Come abbiamo scritto ieri, ciò che ancora manca è il nome del premier per sostituire l'ex governatore della Bce, ma nel frattempo sarebbe chiaro lo schema su cui impostare il nuovo esecutivo. Pochi cambiamenti. Restano tutti gli attuali ministri politici, si cambiano solo qualche tecnico eccezion fatta per Franco e Colao. A quel punto i partiti avrebbero più voce in capitolo su come spendere la seconda tranche del Pnrr, nonché il ritorno in alcuni ministeri simbolo da sfruttare in campagna elettorale. Non è un mistero che il centro destra voglia intestarsi una gestione diversa del Viminale. Non è un mistero che i 5 Stelle vogliano cambiare Cingolani.
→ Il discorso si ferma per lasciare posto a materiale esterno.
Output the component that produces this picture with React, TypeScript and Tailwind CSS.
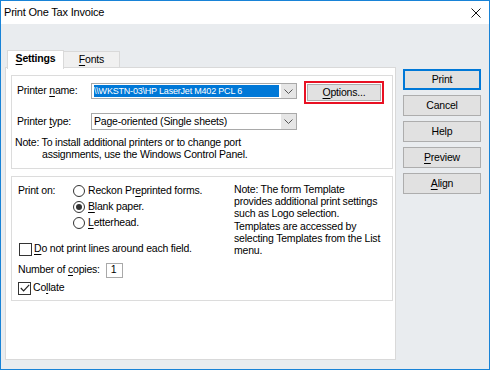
import React from "react";

const font = "font-['Liberation_Sans',Arial,sans-serif] text-[10.5px] tracking-[-0.2px]";

const U = ({ children }: { children: React.ReactNode }) => (
  <span className="underline underline-offset-[1.5px] decoration-[1px]">{children}</span>
);

const Chevron = () => (
  <svg width="9" height="5" viewBox="0 0 9 5" fill="none">
    <path d="M0.5 0.5 L4.5 4.5 L8.5 0.5" stroke="#555" strokeWidth="1" />
  </svg>
);

const Combo = ({ children }: { children: React.ReactNode }) => (
  <div className="w-[206px] h-full border border-[#a9a9a9] bg-white flex items-stretch">
    <div className="flex-1 min-w-0 flex items-center pl-[2px] overflow-hidden">{children}</div>
    <div className="w-[16px] bg-[#e6e6e6] border-l border-white flex items-center justify-center">
      <Chevron />
    </div>
  </div>
);

const Radio = ({ checked, children }: { checked?: boolean; children: React.ReactNode }) => (
  <div className="h-[16px] flex items-center gap-[3px]">
    <div className="w-[12px] h-[12px] rounded-full border border-[#333] bg-white flex items-center justify-center">
      {checked && <div className="w-[6px] h-[6px] rounded-full bg-[#333]" />}
    </div>
    <span>{children}</span>
  </div>
);

const Check = ({ checked }: { checked?: boolean }) => (
  <div className="w-[13px] h-[13px] border border-[#333] bg-white flex items-center justify-center">
    {checked && (
      <svg width="10" height="8" viewBox="0 0 10 8" fill="none">
        <path d="M0.8 4 L3.6 6.8 L9.2 0.8" stroke="#222" strokeWidth="1.2" />
      </svg>
    )}
  </div>
);

const SideButton = ({ children, primary }: { children: React.ReactNode; primary?: boolean }) => (
  <div
    className={`h-[21px] flex items-center justify-center bg-[#e1e1e1] ${
      primary ? "border-2 border-[#0078d7]" : "border border-[#adadad]"
    }`}
  >
    {children}
  </div>
);

export default function App() {
  return (
    <div className={`w-[490px] h-[370px] border border-[#1883d7] flex flex-col bg-[#e9ecef] text-black overflow-hidden ${font}`}>
      {/* Title bar */}
      <div className="h-[23px] bg-white flex items-center justify-between pl-[3px] pr-[8px]">
        <span className="text-[11px]">Print One Tax Invoice</span>
        <svg width="10" height="10" viewBox="0 0 10 10" fill="none">
          <path d="M0.5 0.5 L9.5 9.5 M9.5 0.5 L0.5 9.5" stroke="#111" strokeWidth="1" />
        </svg>
      </div>

      {/* Body */}
      <div className="flex-1 flex pl-[4px] pr-[7px]">
        {/* Tabs + panel */}
        <div className="w-[391px] flex flex-col pt-[26px] pb-[9px]">
          <div className="h-[17px] flex items-end pl-[2px]">
            <div className="relative z-10 w-[57px] h-[19px] -mb-[2px] bg-white border border-b-0 border-[#d9d9d9] flex items-center justify-center font-bold pb-[2px]">
              <span><U>S</U>ettings</span>
            </div>
            <div className="w-[56px] h-[16px] bg-[#f0f0f0] border border-l-0 border-b-0 border-[#d9d9d9] flex items-center justify-center">
              <span><U>F</U>onts</span>
            </div>
          </div>
          <div className="flex-1 border border-[#d9d9d9] bg-white pl-[5px] pr-[2px] pt-[7px] flex flex-col gap-[7px]">
            {/* Group 1 */}
            <div className="h-[94px] border border-[#dcdcdc] flex flex-col">
              <div className="h-[23px] mt-[5px] flex items-start">
                <div className="w-[79px] pl-[5px] h-[16px] mt-[2px] flex items-center">
                  <span>Printer <U>n</U>ame:</span>
                </div>
                <div className="h-[16px] mt-[2px]">
                  <Combo>
                    <div className="w-[185px] h-[12px] bg-[#0078d7] text-white text-[9px] leading-[12px] overflow-hidden whitespace-nowrap">
                      \\WKSTN-03\HP LaserJet M402 PCL 6
                    </div>
                  </Combo>
                </div>
                <div className="ml-[7px] w-[80px] h-[23px] border-2 border-[#e81123] p-[1px]">
                  <div className="h-full bg-[#e1e1e1] border border-[#adadad] flex items-center justify-center">
                    <span><U>O</U>ptions...</span>
                  </div>
                </div>
              </div>
              <div className="h-[17px] mt-[9px] flex items-stretch">
                <div className="w-[79px] pl-[5px] flex items-center">
                  <span>Printer <U>t</U>ype:</span>
                </div>
                <Combo>
                  <span className="whitespace-nowrap">Page-oriented (Single sheets)</span>
                </Combo>
              </div>
              <div className="mt-[6px] pl-[3px] leading-[12px]">
                <div>Note: To install additional printers or to change port</div>
                <div className="pl-[27px]">assignments, use the Windows Control Panel.</div>
              </div>
            </div>

            {/* Group 2 */}
            <div className="h-[125px] border border-[#dcdcdc] flex">
              <div className="w-[222px] pl-[6px] pt-[6px] flex flex-col">
                <div className="flex">
                  <div className="w-[55px] h-[16px] flex items-center">Print on:</div>
                  <div className="flex flex-col">
                    <Radio>Reckon Pr<U>e</U>printed forms.</Radio>
                    <Radio checked><U>B</U>lank paper.</Radio>
                    <Radio><U>L</U>etterhead.</Radio>
                  </div>
                </div>
                <div className="mt-[10px] h-[16px] flex items-center gap-[2px] pl-[1px]">
                  <Check />
                  <span><U>D</U>o not print lines around each field.</span>
                </div>
                <div className="mt-[5px] h-[16px] flex items-center">
                  <span>Number of <U>c</U>opies:</span>
                  <div className="ml-[6px] w-[17px] h-[15px] border border-[#a9a9a9] bg-white flex items-center pl-[4px]">
                    1
                  </div>
                </div>
                <div className="mt-[2px] h-[16px] flex items-center gap-[2px]">
                  <Check checked />
                  <span>Co<U>l</U>late</span>
                </div>
              </div>
              <div className="pt-[6px] leading-[12.2px] whitespace-nowrap">
                <div>Note: The form Template</div>
                <div>provides additional print settings</div>
                <div>such as Logo selection.</div>
                <div>Templates are accessed by</div>
                <div>selecting Templates from the List</div>
                <div>menu.</div>
              </div>
            </div>
          </div>
        </div>

        {/* Side buttons */}
        <div className="ml-[7px] w-[78px] pt-[45px] flex flex-col gap-[5px]">
          <SideButton primary>Print</SideButton>
          <SideButton>Cancel</SideButton>
          <SideButton>Help</SideButton>
          <SideButton><span><U>P</U>review</span></SideButton>
          <SideButton><span><U>A</U>lign</span></SideButton>
        </div>
      </div>
    </div>
  );
}
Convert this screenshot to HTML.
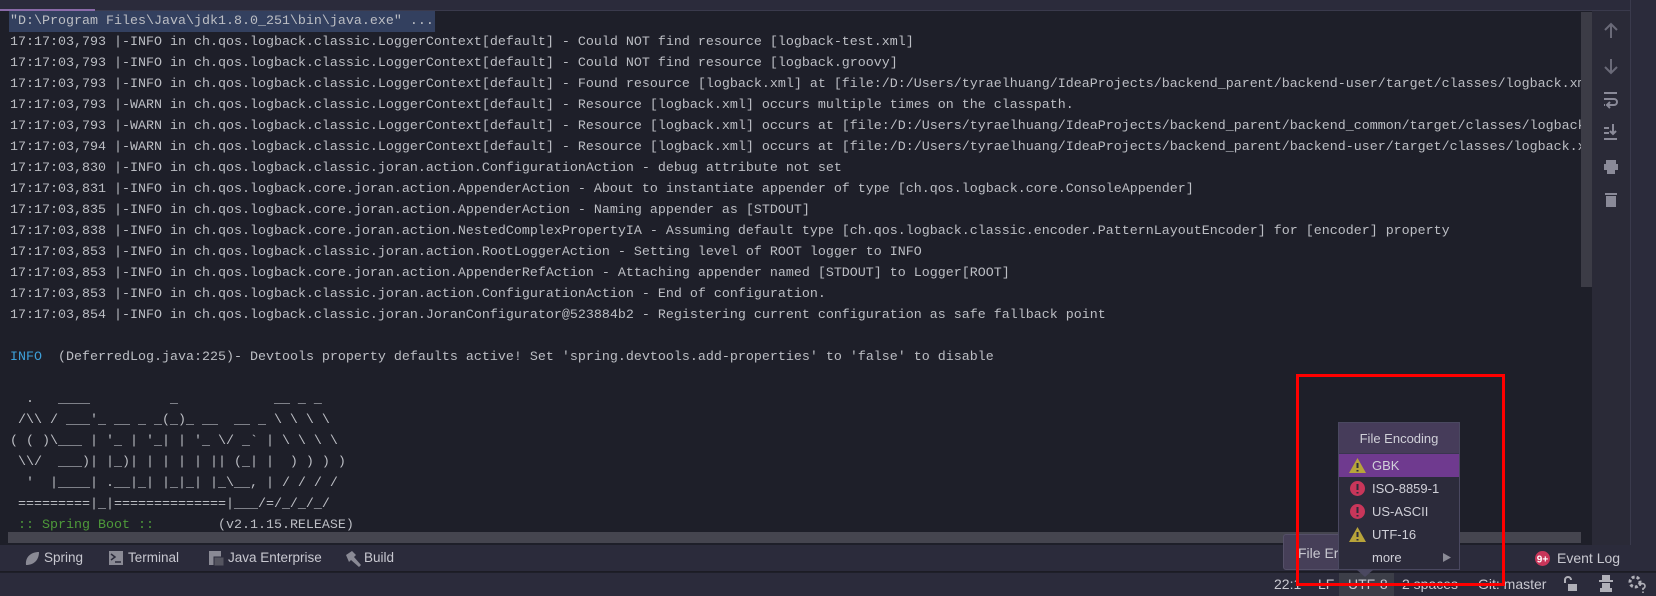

Non è un mistero che il Pd sia deluso da come ha lavorato Bianchi sulla scuola. A quel punto un "tecnico non troppo forte" potrebbe prendere il posto di Draghi in un anno che sarà in gran parte dedicato ad un recupero dell'identità politica di ognuno in vista delle elezioni del 2023.

L'ipotesi Draghi

È evidente che in uno schema di questo tipo il nome di Draghi resta in pole position. Rafforzato anche dall'editoriale del Financial Times sicuro che anche da lì sarebbe in grado di guidare la politica e il Paese nella giusta direzione. Se a questo aggiungiamo che Draghi guarda al Colle con determinazione, che a Chigi non resterebbe nel caso in cui la maggioranza che elegge il Presidente della Repubblica non fosse almeno quella che sostiene il suo esecutivo, è facile intuire perché in molti scommettono che già lunedì, o al massimo martedì, ci sarà un nuovo Capo dello Stato. E non potrà non chiamarsi Mario Draghi. L'unico al momento in grado di soddisfare tutte le condizioni sul tavolo.